### RECORDED DATA
-- start --

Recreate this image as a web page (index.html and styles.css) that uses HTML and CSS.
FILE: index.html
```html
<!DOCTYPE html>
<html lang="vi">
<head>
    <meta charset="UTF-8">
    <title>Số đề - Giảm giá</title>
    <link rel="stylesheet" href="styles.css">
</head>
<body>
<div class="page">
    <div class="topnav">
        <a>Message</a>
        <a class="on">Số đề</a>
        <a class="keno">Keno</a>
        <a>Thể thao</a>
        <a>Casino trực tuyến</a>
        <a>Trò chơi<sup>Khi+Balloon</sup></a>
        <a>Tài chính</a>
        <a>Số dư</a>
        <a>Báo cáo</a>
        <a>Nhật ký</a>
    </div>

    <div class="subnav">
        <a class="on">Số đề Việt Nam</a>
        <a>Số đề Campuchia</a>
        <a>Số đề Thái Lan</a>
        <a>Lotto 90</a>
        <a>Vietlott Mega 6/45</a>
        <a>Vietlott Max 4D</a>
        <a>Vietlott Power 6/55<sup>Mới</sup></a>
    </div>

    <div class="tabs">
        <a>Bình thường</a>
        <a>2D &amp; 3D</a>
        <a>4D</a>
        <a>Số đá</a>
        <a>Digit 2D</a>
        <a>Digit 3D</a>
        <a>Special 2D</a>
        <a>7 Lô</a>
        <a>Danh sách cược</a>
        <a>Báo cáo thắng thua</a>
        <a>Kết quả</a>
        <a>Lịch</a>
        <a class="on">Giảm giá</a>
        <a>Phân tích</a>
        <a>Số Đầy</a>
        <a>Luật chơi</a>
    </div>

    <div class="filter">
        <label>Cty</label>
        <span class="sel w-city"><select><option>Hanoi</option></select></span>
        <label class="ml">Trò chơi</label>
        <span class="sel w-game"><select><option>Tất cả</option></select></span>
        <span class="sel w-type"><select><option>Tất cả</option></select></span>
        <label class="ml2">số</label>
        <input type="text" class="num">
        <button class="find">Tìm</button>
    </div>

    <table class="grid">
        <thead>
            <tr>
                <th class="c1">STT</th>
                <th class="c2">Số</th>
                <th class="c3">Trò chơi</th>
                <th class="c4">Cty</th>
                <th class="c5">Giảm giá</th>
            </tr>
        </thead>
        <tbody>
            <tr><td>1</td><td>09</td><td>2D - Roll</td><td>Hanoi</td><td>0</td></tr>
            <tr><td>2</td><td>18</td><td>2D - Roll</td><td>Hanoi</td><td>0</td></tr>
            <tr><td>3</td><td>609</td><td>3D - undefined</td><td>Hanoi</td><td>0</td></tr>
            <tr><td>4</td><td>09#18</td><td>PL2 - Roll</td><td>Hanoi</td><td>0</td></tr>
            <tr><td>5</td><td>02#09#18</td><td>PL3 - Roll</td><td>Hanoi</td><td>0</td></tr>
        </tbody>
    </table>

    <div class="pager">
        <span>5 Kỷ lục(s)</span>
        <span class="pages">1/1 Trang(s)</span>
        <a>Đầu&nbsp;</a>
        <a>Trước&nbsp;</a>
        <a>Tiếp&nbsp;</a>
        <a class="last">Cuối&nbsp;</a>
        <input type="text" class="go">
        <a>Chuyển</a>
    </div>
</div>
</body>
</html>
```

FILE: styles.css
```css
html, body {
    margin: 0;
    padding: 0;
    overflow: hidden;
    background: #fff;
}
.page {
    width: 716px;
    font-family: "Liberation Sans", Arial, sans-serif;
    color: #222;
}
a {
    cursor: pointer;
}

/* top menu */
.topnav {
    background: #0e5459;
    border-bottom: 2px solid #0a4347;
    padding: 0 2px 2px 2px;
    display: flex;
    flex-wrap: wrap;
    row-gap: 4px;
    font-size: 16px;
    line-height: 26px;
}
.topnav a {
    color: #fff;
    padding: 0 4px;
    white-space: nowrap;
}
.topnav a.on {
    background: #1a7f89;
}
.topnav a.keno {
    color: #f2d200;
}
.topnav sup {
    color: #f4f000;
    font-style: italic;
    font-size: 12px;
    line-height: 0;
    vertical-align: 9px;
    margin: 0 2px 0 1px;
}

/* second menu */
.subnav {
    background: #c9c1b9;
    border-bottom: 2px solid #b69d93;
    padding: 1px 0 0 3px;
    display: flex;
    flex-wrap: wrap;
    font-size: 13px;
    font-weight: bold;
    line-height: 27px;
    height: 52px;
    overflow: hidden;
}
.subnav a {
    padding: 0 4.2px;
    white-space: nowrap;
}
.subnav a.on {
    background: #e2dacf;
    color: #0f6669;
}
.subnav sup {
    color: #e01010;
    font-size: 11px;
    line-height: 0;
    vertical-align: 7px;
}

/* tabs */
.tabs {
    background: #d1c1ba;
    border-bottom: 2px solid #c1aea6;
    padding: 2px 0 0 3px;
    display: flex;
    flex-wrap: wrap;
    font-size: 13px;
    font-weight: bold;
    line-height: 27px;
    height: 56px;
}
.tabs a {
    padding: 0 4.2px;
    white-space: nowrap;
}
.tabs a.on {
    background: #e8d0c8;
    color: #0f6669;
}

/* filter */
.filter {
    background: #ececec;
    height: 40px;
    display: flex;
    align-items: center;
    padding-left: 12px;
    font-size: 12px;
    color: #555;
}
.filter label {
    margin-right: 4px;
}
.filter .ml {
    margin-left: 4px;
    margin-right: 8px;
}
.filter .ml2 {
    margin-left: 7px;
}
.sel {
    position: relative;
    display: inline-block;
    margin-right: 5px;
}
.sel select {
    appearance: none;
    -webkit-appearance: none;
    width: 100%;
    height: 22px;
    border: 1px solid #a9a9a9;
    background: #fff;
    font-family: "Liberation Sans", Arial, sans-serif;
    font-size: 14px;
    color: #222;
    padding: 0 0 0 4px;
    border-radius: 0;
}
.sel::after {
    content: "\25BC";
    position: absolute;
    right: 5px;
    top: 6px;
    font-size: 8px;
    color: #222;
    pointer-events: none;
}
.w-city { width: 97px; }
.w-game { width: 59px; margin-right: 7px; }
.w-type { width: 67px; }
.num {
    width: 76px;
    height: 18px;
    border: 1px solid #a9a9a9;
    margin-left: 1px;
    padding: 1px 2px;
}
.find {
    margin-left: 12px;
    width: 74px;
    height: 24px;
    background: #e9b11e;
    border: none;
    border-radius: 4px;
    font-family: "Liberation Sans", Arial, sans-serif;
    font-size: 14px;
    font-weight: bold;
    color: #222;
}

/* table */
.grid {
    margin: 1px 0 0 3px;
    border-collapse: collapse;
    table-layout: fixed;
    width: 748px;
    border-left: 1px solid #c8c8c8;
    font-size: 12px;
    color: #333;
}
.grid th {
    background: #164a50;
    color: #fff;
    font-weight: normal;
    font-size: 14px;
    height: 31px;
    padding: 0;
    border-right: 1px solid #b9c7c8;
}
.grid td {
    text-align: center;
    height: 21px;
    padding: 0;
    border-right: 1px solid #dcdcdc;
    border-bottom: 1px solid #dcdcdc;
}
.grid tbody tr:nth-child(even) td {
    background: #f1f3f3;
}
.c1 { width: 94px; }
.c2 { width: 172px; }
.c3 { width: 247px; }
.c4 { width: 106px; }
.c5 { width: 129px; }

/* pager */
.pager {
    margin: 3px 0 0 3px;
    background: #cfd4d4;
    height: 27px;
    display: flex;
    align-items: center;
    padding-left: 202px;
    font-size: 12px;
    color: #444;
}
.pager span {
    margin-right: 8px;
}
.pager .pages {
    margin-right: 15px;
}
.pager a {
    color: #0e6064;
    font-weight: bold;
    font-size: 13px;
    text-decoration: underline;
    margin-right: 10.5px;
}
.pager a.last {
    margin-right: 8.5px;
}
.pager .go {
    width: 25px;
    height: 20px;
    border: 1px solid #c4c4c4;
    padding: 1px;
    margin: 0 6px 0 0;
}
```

-- end --
-- start --

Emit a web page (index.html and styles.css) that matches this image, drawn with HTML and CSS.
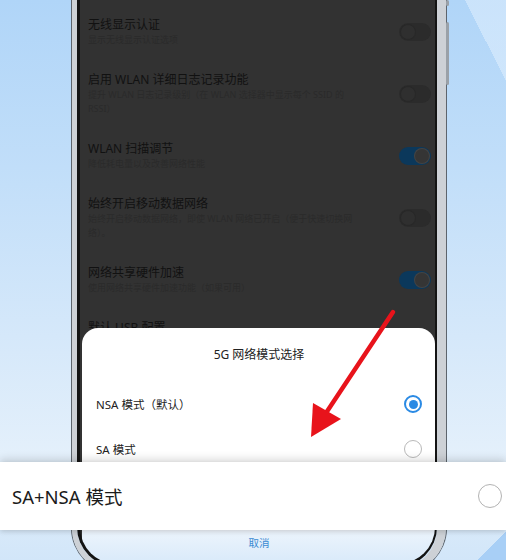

-- end --

### WORK TO BE COMPLETED
Copy out every line holding the string "image".

### THE ANSWER
Recreate this image as a web page (index.html and styles.css) that uses HTML and CSS.
Emit a web page (index.html and styles.css) that matches this image, drawn with HTML and CSS.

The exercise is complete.